Frequently Asked Questions
Q: What is the value of the Applied Digital hyperscaler lease?
A: The lease is worth approximately $7.5 billion in total contracted revenue over an estimated 15-year term. It covers 300 MW of critical IT load at Applied Digital's 430 MW Delta Forge 1 AI Factory campus and was announced on April 23, 2026.
Q: Why did Applied Digital stock jump on the announcement?
A: APLD shares rose 13.9 percent because the deal added a second U.S. investment-grade hyperscaler to the portfolio, lifted total contracted lease revenue above $23 billion, and reinforced visibility into long-duration cash flows. Analysts at H.C. Wainwright, Craig-Hallum, and Compass Point reiterated Buy ratings with price targets of $40 to $45.

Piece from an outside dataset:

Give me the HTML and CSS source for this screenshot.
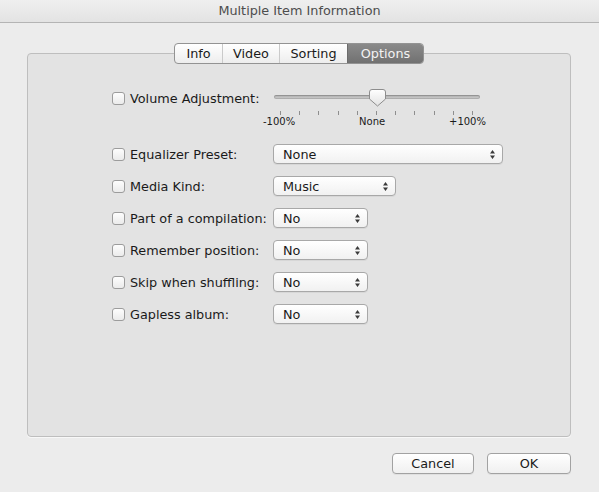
FILE: index.html
```html
<!DOCTYPE html>
<html lang="en">
<head>
    <meta charset="UTF-8">
    <title>Multiple Item Information</title>
    <link rel="stylesheet" href="styles.css">
</head>
<body>
    <div class="window">
        <div class="titlebar">Multiple Item Information</div>

        <div class="content">
            <div class="tabs">
                <span class="tab tab-info">Info</span>
                <span class="tab tab-video">Video</span>
                <span class="tab tab-sorting">Sorting</span>
                <span class="tab tab-options active">Options</span>
            </div>

            <div class="panel">
                <div class="row row-volume">
                    <label class="check"><span class="checkbox"></span>Volume Adjustment:</label>
                    <div class="slider">
                        <div class="track">
                            <svg class="thumb" width="17" height="18" viewBox="0 0 17 18">
                                <defs>
                                    <linearGradient id="thumbFill" x1="0" y1="0" x2="0" y2="1">
                                        <stop offset="0" stop-color="#ffffff"/>
                                        <stop offset="1" stop-color="#e2e2e2"/>
                                    </linearGradient>
                                </defs>
                                <path d="M3 0.5 H14 A2.5 2.5 0 0 1 16.5 3 V10 L8.5 17 L0.5 10 V3 A2.5 2.5 0 0 1 3 0.5 Z" fill="url(#thumbFill)" stroke="#8d8d8d"/>
                            </svg>
                        </div>
                        <div class="ticks">
                            <i></i><i></i><i></i><i></i><i></i><i></i><i></i><i></i><i></i><i></i><i></i>
                        </div>
                        <div class="scale">
                            <span>-100%</span>
                            <span>None</span>
                            <span>+100%</span>
                        </div>
                    </div>
                </div>

                <div class="row">
                    <label class="check"><span class="checkbox"></span>Equalizer Preset:</label>
                    <div class="popup popup-wide">
                        <span>None</span>
                        <svg class="arrows" width="7" height="11" viewBox="0 0 7 11"><path d="M3.5 1 L6 4.5 H1 Z M1 6.5 H6 L3.5 10 Z"/></svg>
                    </div>
                </div>

                <div class="row">
                    <label class="check"><span class="checkbox"></span>Media Kind:</label>
                    <div class="popup popup-mid">
                        <span>Music</span>
                        <svg class="arrows" width="7" height="11" viewBox="0 0 7 11"><path d="M3.5 1 L6 4.5 H1 Z M1 6.5 H6 L3.5 10 Z"/></svg>
                    </div>
                </div>

                <div class="row">
                    <label class="check"><span class="checkbox"></span>Part of a compilation:</label>
                    <div class="popup">
                        <span>No</span>
                        <svg class="arrows" width="7" height="11" viewBox="0 0 7 11"><path d="M3.5 1 L6 4.5 H1 Z M1 6.5 H6 L3.5 10 Z"/></svg>
                    </div>
                </div>

                <div class="row">
                    <label class="check"><span class="checkbox"></span>Remember position:</label>
                    <div class="popup">
                        <span>No</span>
                        <svg class="arrows" width="7" height="11" viewBox="0 0 7 11"><path d="M3.5 1 L6 4.5 H1 Z M1 6.5 H6 L3.5 10 Z"/></svg>
                    </div>
                </div>

                <div class="row">
                    <label class="check"><span class="checkbox"></span>Skip when shuffling:</label>
                    <div class="popup">
                        <span>No</span>
                        <svg class="arrows" width="7" height="11" viewBox="0 0 7 11"><path d="M3.5 1 L6 4.5 H1 Z M1 6.5 H6 L3.5 10 Z"/></svg>
                    </div>
                </div>

                <div class="row">
                    <label class="check"><span class="checkbox"></span>Gapless album:</label>
                    <div class="popup">
                        <span>No</span>
                        <svg class="arrows" width="7" height="11" viewBox="0 0 7 11"><path d="M3.5 1 L6 4.5 H1 Z M1 6.5 H6 L3.5 10 Z"/></svg>
                    </div>
                </div>
            </div>

            <div class="buttons">
                <button class="btn btn-cancel">Cancel</button>
                <button class="btn btn-ok">OK</button>
            </div>
        </div>
    </div>
</body>
</html>
```

FILE: styles.css
```css
body {
    margin: 0;
    font-family: "DejaVu Sans", sans-serif;
    font-size: 12.8px;
    color: #1a1a1a;
    background-color: #ececec;
}
.window {
    width: 599px;
    height: 492px;
    display: flex;
    flex-direction: column;
}
.titlebar {
    height: 22px;
    line-height: 22px;
    text-align: center;
    color: #4d4d4d;
    background: linear-gradient(#efefef, #e3e3e3);
    border-bottom: 1px solid #b4b4b4;
}
.content {
    flex: 1;
    padding: 20px 28px 0 27px;
    display: flex;
    flex-direction: column;
}

/* segmented tab control sitting on the panel edge */
.tabs {
    align-self: center;
    display: flex;
    height: 21px;
    box-sizing: border-box;
    border: 1px solid #939393;
    border-radius: 4px;
    background: linear-gradient(#ffffff, #ededed);
    margin-bottom: -11px;
    position: relative;
    z-index: 1;
    overflow: hidden;
}
.tab {
    line-height: 19px;
    text-align: center;
    border-left: 1px solid #cacaca;
}
.tab:first-child {
    border-left: none;
}
.tab-info { width: 47px; }
.tab-video { width: 56px; }
.tab-sorting { width: 67px; }
.tab-options { width: 75px; }
.tab.active {
    background: linear-gradient(#8a8a8a, #717171);
    color: #f3f3f3;
    border-left-color: #6c6c6c;
}

.panel {
    height: 384px;
    box-sizing: border-box;
    border: 1px solid #bebebe;
    border-radius: 4px;
    background: #e3e3e3;
    box-shadow: 0 1px 0 #f8f8f8;
    padding: 35px 0 0 84px;
    display: flex;
    flex-direction: column;
    gap: 12px;
}
.row {
    display: flex;
    align-items: center;
    height: 20px;
}
.row-volume {
    align-items: flex-start;
    height: auto;
    margin-bottom: 5px;
}
.check {
    width: 161px;
    height: 20px;
    display: flex;
    align-items: center;
    gap: 5px;
}
.row-volume .check {
    height: 18px;
}
.checkbox {
    width: 13px;
    height: 13px;
    box-sizing: border-box;
    border: 1px solid #9c9c9c;
    border-radius: 3px;
    background: linear-gradient(#fdfdfd, #ebebeb);
}

/* volume slider */
.slider {
    width: 223px;
    margin-left: -10px;
}
.track {
    position: relative;
    height: 4px;
    margin: 6px 6px 0 11px;
    border-radius: 2px;
    background: linear-gradient(#a9a9a9, #d2d2d2);
    box-shadow: inset 0 0 0 1px rgba(0,0,0,0.15);
}
.thumb {
    position: absolute;
    left: 95px;
    top: -6px;
}
.ticks {
    display: flex;
    justify-content: space-between;
    height: 4px;
    margin: 12px 13px 0 17px;
}
.ticks i {
    width: 1px;
    background: #8e8e8e;
}
.scale {
    display: flex;
    justify-content: space-between;
    font-size: 10px;
    line-height: 11px;
    margin-top: 1px;
}

/* popup buttons */
.popup {
    width: 95px;
    height: 20px;
    box-sizing: border-box;
    border: 1px solid #a8a8a8;
    border-radius: 4px;
    background: linear-gradient(#ffffff, #f1f1f1);
    box-shadow: 0 1px 0 rgba(0,0,0,0.05);
    display: flex;
    align-items: center;
    justify-content: space-between;
    padding: 0 6px 0 9px;
}
.popup-mid {
    width: 123px;
}
.popup-wide {
    width: 230px;
}
.arrows {
    fill: #3a3a3a;
}

.buttons {
    margin-top: 16px;
    display: flex;
    justify-content: flex-end;
    gap: 13px;
}
.btn {
    height: 21px;
    padding: 0;
    font-family: inherit;
    font-size: 12.8px;
    color: #1a1a1a;
    border: 1px solid #a2a2a2;
    border-radius: 4px;
    background: linear-gradient(#ffffff, #f0f0f0);
    box-shadow: 0 1px 0 rgba(0,0,0,0.05);
}
.btn-cancel {
    width: 82px;
}
.btn-ok {
    width: 84px;
}
```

Q: How do hyperscale data center leases compare to traditional CRE as an investment?
A: Hyperscale AI leases typically run 15 to 20 years, feature investment-grade credit tenants, use triple-net structures, and include annual rent escalators of 2 to 3 percent. That combination produces bond-like cash flows with equity upside, making them attractive for institutional CRE investors seeking durable NOI and inflation protection.
Q: How can I gain exposure to AI data center real estate without building one?
A: Four main paths exist: public data center equities like APLD, Digital Realty, and Equinix; data center REITs including the upcoming Blackstone BXDC listing; private equity digital infrastructure funds from KKR, Brookfield, and Blackstone; and speculative land acquisition in power-available markets with 100 MW plus of substation capacity.
Q: What are the biggest risks in AI data center investments?
A: Tenant concentration, power cost volatility, and technological obsolescence are the three most important underwriting risks. GPU generations cycle every 12 to 18 months, state-level siting moratoria are accelerating, and utility interconnection queues now stretch multiple years in core markets. Diversified exposure across tenants, geographies, and vintages mitigates most of this risk.